Фридрих Логау, поэт-сатирик, стихом язвительным, едким, словом, подчас грубым, но сильным и верным, с саркастической улыбкой на устах говорит о новых алхимиках, которые делают золото из крови немцев. Страшная усталость и какое-то нравственное опустошение, безверие звучат в его стихах. Ни светлых дней, ни радостных улыбок не предвидится ему в будущем. Мир населяют звери, и эти звери именуют себя людьми.

Какова Германия после тридцатилетних разбоев, грабежей и бесчинств озверелой военщины? Вот она, отвечал Логау с убийственной иронией в стихотворении "По окончании войны":

Рубищем покрыты, Только горем сыты, Без гроша в кармане, С болью в каждой рапе, С духом сокрушенным, - К оскверненным женам, К чужеродным детям, К опустевшим клетям Тянутся солдаты. На войне проклятой Понабили ранцы Только иностранцы.

Антивоенной теме посвящена немецкая проза XVII столетия. Писатель Мошерош тоже сатирик и также не чуждается грубого, правдивого слова. В его сатирическом произведении "Видения Филандра фон Зиттевальда" (1642) - в обличении пороков мира, в философии жизни, в самой манере письма - самое доподлинное барокко. Мошерош воспользовался испанским образцом - "Сновидениями" Кеведо.

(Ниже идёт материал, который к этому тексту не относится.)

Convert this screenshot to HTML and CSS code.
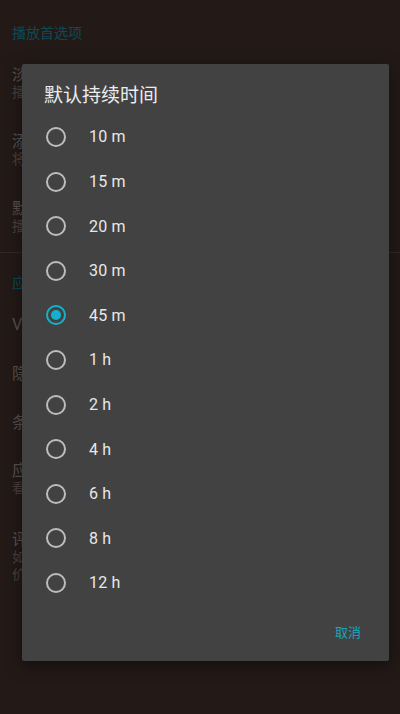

"Диковинные и подлинные видения Филандра из Зиттевальда, в коих выведены и отражены, как в зеркале, для всеобщего обозрения дела мирские с их натуральными красками, суетностью, насилием, лицемерием и глупостью" - само заглавие книги содержит в себе философию автора. Раскрываем книгу. Картина "Солдатская жизнь" полна кошмаров и ужасов войны. С натуралистической подробностью Мошерош рассказывает о бесчинствах солдат, о пытках самых невероятных, самых изощренных. Далее - картина "Дети ада". Но что такое ад? Люди говорят о кошмарах преисподней. Это детская игра сравнительно с тем, что творится на земле. Разве может дьявол измыслить зло, которое превосходило бы зло, порожденное человеком? Нигде нет правды, добра, справедливости, и особенно при дворах владык. "О проклятая жизнь! Вечные распри, вечная ненависть, вечная склока, вечная злоба, вечная ложь!" - вот человеческий мир. И нет ничего светлого на свете. Кажется, внешний облик прекрасен, но протяните руку - и все преобразится перед вами, рука не ощутит плоти, видение окажется тенью. И все летописи мира запечатлевают лишь ложь, внешнюю форму, скрывающую грязную правду под мишурой красивости: "... бытие всех людей - лишь внешняя личина, суетное лицемерие".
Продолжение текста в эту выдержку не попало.